**WHAT IS NEEDED:**
Locate the word "this" in the data below, then copy every line that holds it.

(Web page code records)
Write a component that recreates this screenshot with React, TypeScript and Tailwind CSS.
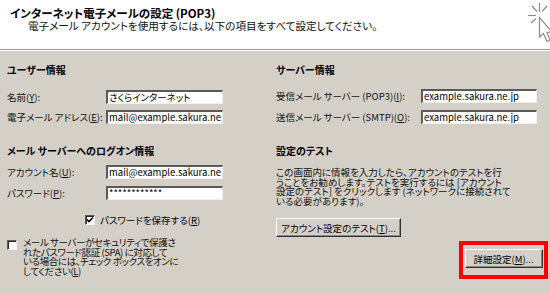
import React from "react";

// Outlook Express style account dialog page (POP3)

function Acc({ children }: { children: React.ReactNode }) {
  return <span className="underline">{children}</span>;
}

function TextBox({ value, width }: { value: string; width: string }) {
  return (
    <div
      className={`${width} h-[14px] bg-white border-t-2 border-l-2 border-t-[#5a5a5a] border-l-[#5a5a5a] border-b border-r border-b-[#f0f0f0] border-r-[#f0f0f0] overflow-hidden whitespace-nowrap pl-[1px] text-[9.5px] leading-[11px] text-black`}
    >
      {value}
    </div>
  );
}

function Field({
  label,
  value,
  labelWidth,
  boxWidth,
}: {
  label: React.ReactNode;
  value: string;
  labelWidth: string;
  boxWidth: string;
}) {
  return (
    <div className="flex items-center h-[14px]">
      <div className={`${labelWidth} shrink-0 whitespace-nowrap text-[9.5px] leading-[14px] text-[#101010]`}>{label}</div>
      <TextBox value={value} width={boxWidth} />
    </div>
  );
}

function CheckBox({ checked }: { checked?: boolean }) {
  return (
    <div className="w-[10px] h-[10px] shrink-0 bg-white border-t border-l border-t-[#5a5a5a] border-l-[#5a5a5a] border-b border-r border-b-[#f4f4f4] border-r-[#f4f4f4] shadow-[inset_1px_1px_0_#2a2a2a] flex items-center justify-center">
      {checked && (
        <svg width="8" height="8" viewBox="0 0 8 8">
          <polyline points="1,3.5 3,5.5 7,1.5" fill="none" stroke="#000" strokeWidth="1.6" />
        </svg>
      )}
    </div>
  );
}

function Button({ children, width }: { children: React.ReactNode; width: string }) {
  return (
    <div
      className={`${width} h-[19px] flex items-center justify-center bg-[#d4d0c8] border border-t-white border-l-white border-b-[#303030] border-r-[#303030] shadow-[inset_-1px_-1px_0_#8a8a8a] text-[9.5px] leading-[12px] text-black whitespace-nowrap`}
    >
      {children}
    </div>
  );
}

function WizardIcon() {
  return (
    <svg width="30" height="46" viewBox="0 0 30 46" className="shrink-0">
      <g stroke="#8c8c8c" strokeWidth="1.2" fill="none">
        <line x1="19.5" y1="3" x2="19.5" y2="12" />
        <line x1="12" y1="6" x2="17" y2="11.5" />
        <line x1="27" y1="6" x2="22" y2="11.5" />
        <line x1="8" y1="15.5" x2="16" y2="15.5" />
        <line x1="11" y1="23" x2="16" y2="18.5" />
        <path d="M19.5 17.5 L19.5 37 L23.5 33.5 L27 41.5 L30 40 L27 32.5 L32 32 Z" fill="#ffffff" />
      </g>
    </svg>
  );
}

export default function App() {
  return (
    <div className="w-[550px] h-[293px] overflow-hidden bg-[#d4d0c8] font-['Noto_Sans_CJK_JP','Noto_Sans',sans-serif] [font-feature-settings:'palt'] text-black">
      {/* header */}
      <div className="h-[50px] bg-white flex justify-between border-b border-b-[#9c9a9c]">
        <div className="pt-[6px]">
          <div className="pl-[10px] text-[11.5px] leading-[14px] font-bold text-black">
            インターネット電子メールの設定 (POP3)
          </div>
          <div className="pl-[28px] text-[10.6px] leading-[13px] text-[#101010] mt-[-1px] whitespace-nowrap">
            電子メール アカウントを使用するには、以下の項目をすべて設定してください。
          </div>
        </div>
        <WizardIcon />
      </div>
      <div className="h-px bg-white" />

      {/* body */}
      <div className="grid grid-cols-[276px_1fr]">
        {/* left column */}
        <div className="pl-[7px] flex flex-col">
          <div className="mt-[12px] h-[14px] text-[10px] leading-[14px] font-bold">ユーザー情報</div>
          <div className="mt-[13px] flex flex-col gap-[6px]">
            <Field
              label={<>名前(<Acc>Y</Acc>):</>}
              value="さくらインターネット"
              labelWidth="w-[99px]"
              boxWidth="w-[117px]"
            />
            <Field
              label={<>電子メール アドレス(<Acc>E</Acc>):</>}
              value="mail@example.sakura.ne.jp"
              labelWidth="w-[99px]"
              boxWidth="w-[117px]"
            />
          </div>

          <div className="mt-[20px] h-[14px] text-[10px] leading-[14px] font-bold">メール サーバーへのログオン情報</div>
          <div className="mt-[7px] flex flex-col gap-[7px]">
            <Field
              label={<>アカウント名(<Acc>U</Acc>):</>}
              value="mail@example.sakura.ne.jp"
              labelWidth="w-[99px]"
              boxWidth="w-[117px]"
            />
            <Field
              label={<>パスワード(<Acc>P</Acc>):</>}
              value="************"
              labelWidth="w-[99px]"
              boxWidth="w-[117px]"
            />
          </div>

          <div className="mt-[14px] pl-[78px] flex items-center gap-[5px] h-[12px]">
            <CheckBox checked />
            <span className="text-[9.5px] leading-[12px]">
              パスワードを保存する(<Acc>R</Acc>)
            </span>
          </div>

          <div className="mt-[12px] flex items-start gap-[6px]">
            <div className="mt-[2px]">
              <CheckBox />
            </div>
            <div className="text-[9.5px] leading-[9.5px] tracking-[-0.4px] whitespace-nowrap text-[#101010]">
              メール サーバーがセキュリティで保護さ
              <br />
              れたパスワード認証 (SPA) に対応して
              <br />
              いる場合には、チェック ボックスをオンに
              <br />
              してください(<Acc>L</Acc>)
            </div>
          </div>
        </div>

        {/* right column */}
        <div className="flex flex-col">
          <div className="mt-[12px] h-[14px] text-[10px] leading-[14px] font-bold">サーバー情報</div>
          <div className="mt-[12px] flex flex-col gap-[7px]">
            <Field
              label={<>受信メール サーバー (POP3)(<Acc>I</Acc>):</>}
              value="example.sakura.ne.jp"
              labelWidth="w-[145px]"
              boxWidth="w-[116px]"
            />
            <Field
              label={<>送信メール サーバー (SMTP)(<Acc>O</Acc>):</>}
              value="example.sakura.ne.jp"
              labelWidth="w-[145px]"
              boxWidth="w-[116px]"
            />
          </div>

          <div className="mt-[20px] h-[14px] text-[10px] leading-[14px] font-bold">設定のテスト</div>
          <div className="mt-[10px] text-[9.5px] leading-[9.5px] whitespace-nowrap text-[#101010]">
            この画面内に情報を入力したら、アカウントのテストを行
            <br />
            うことをお勧めします。テストを実行するには [アカウント
            <br />
            設定のテスト] をクリックします (ネットワークに接続されて
            <br />
            いる必要があります)。
          </div>

          <div className="mt-[12px]">
            <Button width="w-[125px]">
              アカウント設定のテスト(<Acc>T</Acc>)...
            </Button>
          </div>

          <div className="mt-[4px] self-end mr-[2px] w-[89px] h-[38px] border-4 border-[#ff0000] flex items-start justify-center pt-[4px]">
            <Button width="w-[78px]">
              詳細設定(<Acc>M</Acc>)...
            </Button>
          </div>
        </div>
      </div>
    </div>
  );
}
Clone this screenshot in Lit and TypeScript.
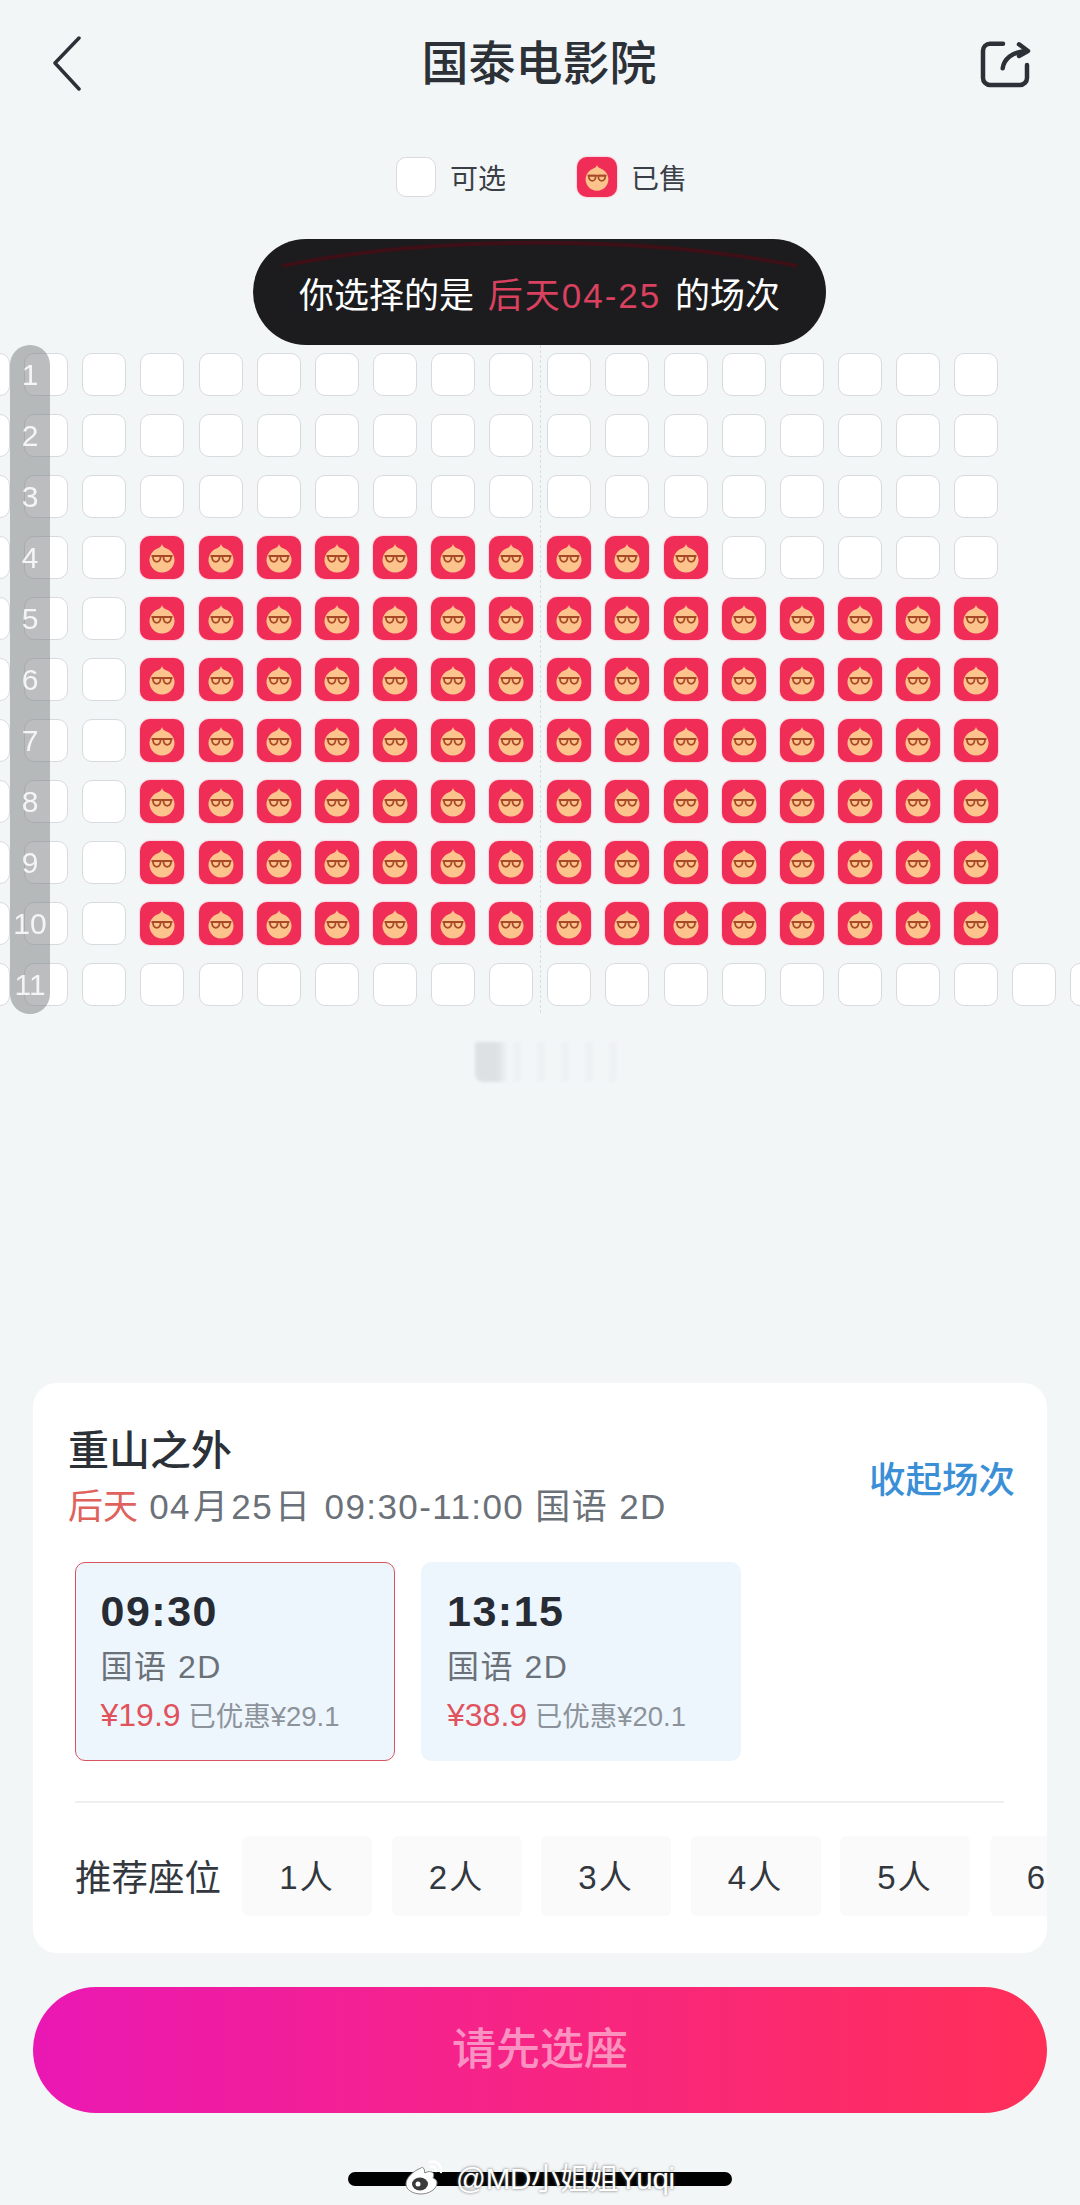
import { LitElement, html, css, svg } from "lit";
import { customElement } from "lit/decorators.js";

const ROW_COLS = 18;
const LAST_ROW_COLS = 20;

// sold range per row, [start, end), in column indexes
const SOLD: Record<number, [number, number]> = {
  4: [3, 13],
  5: [3, 18],
  6: [3, 18],
  7: [3, 18],
  8: [3, 18],
  9: [3, 18],
  10: [3, 18],
};

const face = svg`
  <path d="M22 8c.6 2.3 2 3.600 4.600 4.400A12.500 12.500 0 1 1 17.400 12.400c2.600-.8 4-2.100 4.600-4.400z" fill="#fcc48c" />
  <g fill="none" stroke="#a84a28" stroke-width="1.800" stroke-linejoin="round">
    <path d="M11.500 20h21" />
    <path d="M13 20h7.500c.2 2.800-.6 5.800-3.700 5.800s-4-3-3.800-5.800z" />
    <path d="M23.500 20H31c.2 2.800-.7 5.800-3.800 5.800s-3.900-3-3.700-5.800z" />
  </g>
`;

@customElement("app-root")
export class AppRoot extends LitElement {
  static styles = css`
    :host {
      display: block;
      position: relative;
      width: 1080px;
      height: 2205px;
      overflow: hidden;
      background: #f3f6f7;
      color: #2c3138;
      font-family: "Liberation Sans", "Noto Sans CJK SC", sans-serif;
    }

    .header {
      display: grid;
      grid-template-columns: 1fr auto 1fr;
      align-items: center;
      height: 56px;
      padding: 36px 46px 0 50px;
    }
    .header svg:last-child {
      justify-self: end;
    }
    .title {
      font-size: 47px;
      line-height: 56px;
      font-weight: 500;
      transform: translateX(-3px);
    }

    .legend {
      display: flex;
      justify-content: center;
      gap: 71px;
      margin: 65px 0 0 3px;
      height: 40px;
    }
    .legend-item {
      display: flex;
      align-items: center;
      gap: 14px;
      font-size: 28px;
      color: #3a3f46;
    }
    .legend .seat {
      width: 40px;
      height: 40px;
    }

    .map {
      position: relative;
      height: 670px;
      margin-top: 156px;
    }
    .rows {
      display: flex;
      flex-direction: column;
      gap: 18px;
      margin-left: -34px;
    }
    .row {
      display: flex;
      gap: 14.14px;
    }
    .seat {
      flex: none;
      box-sizing: border-box;
      width: 44px;
      height: 43px;
      background: #fff;
      border: 1.5px solid #d8dbde;
      border-radius: 10px;
    }
    .seat.sold {
      background: #f02d56;
      border: none;
      box-shadow: 0 0 2px #ff8aa6;
      display: block;
    }

    .aisle {
      position: absolute;
      left: 540px;
      top: -8px;
      height: 668px;
      border-left: 1px dashed #dadde0;
    }
    .numbers {
      position: absolute;
      left: 10px;
      top: -8px;
      width: 40px;
      height: 669px;
      display: flex;
      flex-direction: column;
      gap: 18px;
      padding-top: 8px;
      box-sizing: border-box;
      background: rgba(125, 128, 130, 0.52);
      border-radius: 20px;
    }
    .numbers span {
      height: 43px;
      line-height: 43px;
      text-align: center;
      color: #fff;
      font-size: 30px;
      opacity: 0.85;
      flex: none;
    }

    .tip {
      position: absolute;
      left: 253px;
      top: 239px;
      width: 573px;
      height: 106px;
      display: flex;
      align-items: center;
      justify-content: center;
      box-sizing: border-box;
      background: #1c1c1e;
      border-radius: 53px;
      color: #fff;
      font-size: 35px;
      overflow: hidden;
    }
    .tip span {
      white-space: pre;
    }
    .tip em {
      font-style: normal;
      color: #d9415f;
      margin: 0 4px;
      letter-spacing: 2px;
    }
    .tip svg {
      position: absolute;
      left: 0;
      top: 0;
    }

    .mini {
      position: absolute;
      left: 475px;
      top: 1042px;
      width: 146px;
      height: 40px;
      border-radius: 0 0 8px 8px;
      filter: blur(1.5px);
      background:
        linear-gradient(90deg, #dde1e4 0 22px, transparent 34px),
        repeating-linear-gradient(90deg, #f3f6f7 0 12px, #eceff1 18px, #f3f6f7 24px);
    }

    .card {
      position: absolute;
      left: 33px;
      top: 1383px;
      width: 1014px;
      height: 570px;
      box-sizing: border-box;
      padding: 43px 0 0 35px;
      background: #fff;
      border-radius: 24px;
      overflow: hidden;
    }
    .film {
      display: flex;
      justify-content: space-between;
      align-items: center;
      padding-right: 32px;
    }
    .film h1 {
      margin: 0;
      font-size: 41px;
      line-height: 50px;
      font-weight: 500;
    }
    .meta {
      margin-top: 10px;
      font-size: 35px;
      line-height: 42px;
      letter-spacing: 1.4px;
      color: #6b7178;
      white-space: pre;
    }
    .meta em {
      font-style: normal;
      color: #e0625c;
      letter-spacing: 0;
    }
    .meta i {
      font-style: normal;
      margin: 0 2px;
    }
    .fold {
      font-size: 36.5px;
      color: #3a8fd6;
      font-weight: 500;
    }

    .sessions {
      display: flex;
      gap: 26px;
      margin: 34px 0 0 7px;
    }
    .session {
      box-sizing: border-box;
      width: 320px;
      height: 199px;
      padding: 25px 0 0 26px;
      background: #eef6fd;
      border-radius: 10px;
    }
    .session.on {
      border: 1.5px solid #d9535f;
      padding: 23.5px 0 0 24.5px;
    }
    .time {
      font-size: 43px;
      line-height: 48px;
      font-weight: 700;
      letter-spacing: 1.5px;
      color: #262b34;
    }
    .lang {
      margin-top: 12px;
      font-size: 32px;
      line-height: 40px;
      letter-spacing: 1.5px;
      color: #6b7178;
    }
    .price {
      margin-top: 10px;
      font-size: 27.5px;
      line-height: 36px;
      color: #8d939a;
      white-space: pre;
    }
    .price em {
      font-style: normal;
      font-size: 32px;
      color: #e0525c;
    }

    .divider {
      height: 2px;
      margin: 40px 43px 0 7px;
      background: #edeff1;
    }
    .recommend {
      display: flex;
      align-items: center;
      margin: 33px 0 0 7px;
    }
    .recommend-label {
      flex: none;
      width: 167px;
      padding-bottom: 1px;
      font-size: 36.5px;
      color: #33383f;
    }
    .pills {
      display: flex;
      gap: 19.5px;
    }
    .pill {
      flex: none;
      width: 130px;
      height: 80px;
      line-height: 84px;
      text-align: center;
      font-size: 33px;
      letter-spacing: 2px;
      color: #33383f;
      background: #fafafa;
      border-radius: 6px;
    }

    .submit {
      position: absolute;
      left: 33px;
      top: 1987px;
      width: 1014px;
      height: 126px;
      line-height: 126px;
      text-align: center;
      border-radius: 63px;
      font-size: 44px;
      font-weight: 500;
      color: rgba(255, 255, 255, 0.5);
      background: linear-gradient(90deg, #ea18b4, #f5228c 40%, #ff2f58);
    }

    .home {
      position: absolute;
      left: 348px;
      top: 2172px;
      width: 384px;
      height: 14px;
      border-radius: 7px;
      background: #000;
    }
    .mark {
      position: absolute;
      left: 405px;
      top: 2156px;
      display: flex;
      align-items: center;
      gap: 11px;
      height: 40px;
      font-size: 29.5px;
      letter-spacing: -0.3px;
      color: #fff;
      text-shadow: 0 0 3px #666;
      white-space: nowrap;
    }
  `;

  private seat(rowNo: number, col: number) {
    const sold = SOLD[rowNo];
    if (sold && col >= sold[0] && col < sold[1]) {
      return html`<svg class="seat sold" viewBox="0 0 44 43">${face}</svg>`;
    }
    return html`<div class="seat"></div>`;
  }

  private seatRows() {
    const rows = [];
    for (let r = 1; r <= 11; r++) {
      const count = r === 11 ? LAST_ROW_COLS : ROW_COLS;
      rows.push(html`<div class="row">
        ${Array.from({ length: count }, (_, c) => this.seat(r, c))}
      </div>`);
    }
    return rows;
  }

  render() {
    return html`
      <div class="header">
        <svg width="32" height="56" viewBox="0 0 32 56" fill="none" stroke="#2c3138" stroke-width="3.5" stroke-linecap="round" stroke-linejoin="round">
          <path d="M29 2 5 27l24 26" />
        </svg>
        <div class="title">国泰电影院</div>
        <svg width="54" height="48" viewBox="0 0 54 48" fill="none" stroke="#2c3138" stroke-width="4.5" stroke-linecap="round" stroke-linejoin="round">
          <path d="M23 3.700H10a7 7 0 0 0-7 7V38a7 7 0 0 0 7 7h30a7 7 0 0 0 7-7V25" />
          <path d="M22.700 28.300C24 19 32 12 46 11" />
          <path d="M39 4.300 48 11l-9 5" />
        </svg>
      </div>

      <div class="legend">
        <div class="legend-item"><div class="seat"></div>可选</div>
        <div class="legend-item">
          <svg class="seat sold" viewBox="0 0 44 43">${face}</svg>已售
        </div>
      </div>

      <div class="map">
        <div class="rows">${this.seatRows()}</div>
        <div class="aisle"></div>
        <div class="numbers">
          ${Array.from({ length: 11 }, (_, i) => html`<span>${i + 1}</span>`)}
        </div>
      </div>

      <div class="tip">
        <svg width="573" height="106" viewBox="0 0 573 106" fill="none" stroke="#3c1016" stroke-width="4">
          <path d="M29 27C180 -4 390 -4 544 27" />
        </svg>
        <span>你选择的是 <em>后天04-25</em> 的场次</span>
      </div>

      <div class="mini"></div>

      <div class="card">
        <div class="film">
          <div>
            <h1>重山之外</h1>
            <div class="meta"><em>后天</em> 04<i>月</i>25<i>日</i> 09:30-11:00 国语 2D</div>
          </div>
          <div class="fold">收起场次</div>
        </div>
        <div class="sessions">
          <div class="session on">
            <div class="time">09:30</div>
            <div class="lang">国语 2D</div>
            <div class="price"><em>¥19.9</em> 已优惠¥29.1</div>
          </div>
          <div class="session">
            <div class="time">13:15</div>
            <div class="lang">国语 2D</div>
            <div class="price"><em>¥38.9</em> 已优惠¥20.1</div>
          </div>
        </div>
        <div class="divider"></div>
        <div class="recommend">
          <div class="recommend-label">推荐座位</div>
          <div class="pills">
            ${[1, 2, 3, 4, 5, 6].map((n) => html`<div class="pill">${n}人</div>`)}
          </div>
        </div>
      </div>

      <div class="submit">请先选座</div>
      <div class="home"></div>
      <div class="mark">
        <svg width="40" height="38" viewBox="0 0 40 38">
          <path d="M16 11C8 14 1 21 1 27c0 6 7 10 15 10s16-5 16-11c0-3-2-4-4-5 1-3 1-5-1-6-3-1-6 0-7 1-1-1 0-3-1-4-1-2-2-2-3-1z" fill="#fff" stroke="#888" stroke-width="1" />
          <ellipse cx="15" cy="27" rx="8" ry="6.500" fill="#3a3a3a" />
          <circle cx="13" cy="27" r="2.500" fill="#fff" />
          <path d="M25 5c6-2 12 3 11 10M26 10c3-1 5 1 5 4" fill="none" stroke="#fff" stroke-width="2.500" stroke-linecap="round" />
        </svg>
        <span>@MD小姐姐Yuqi</span>
      </div>
    `;
  }
}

**ANSWER TO THE EXERCISE:**
Write a component that recreates this screenshot with React, TypeScript and Tailwind CSS.
Clone this screenshot in Lit and TypeScript.
        ${Array.from({ length: count }, (_, c) => this.seat(r, c))}
        <div class="rows">${this.seatRows()}</div>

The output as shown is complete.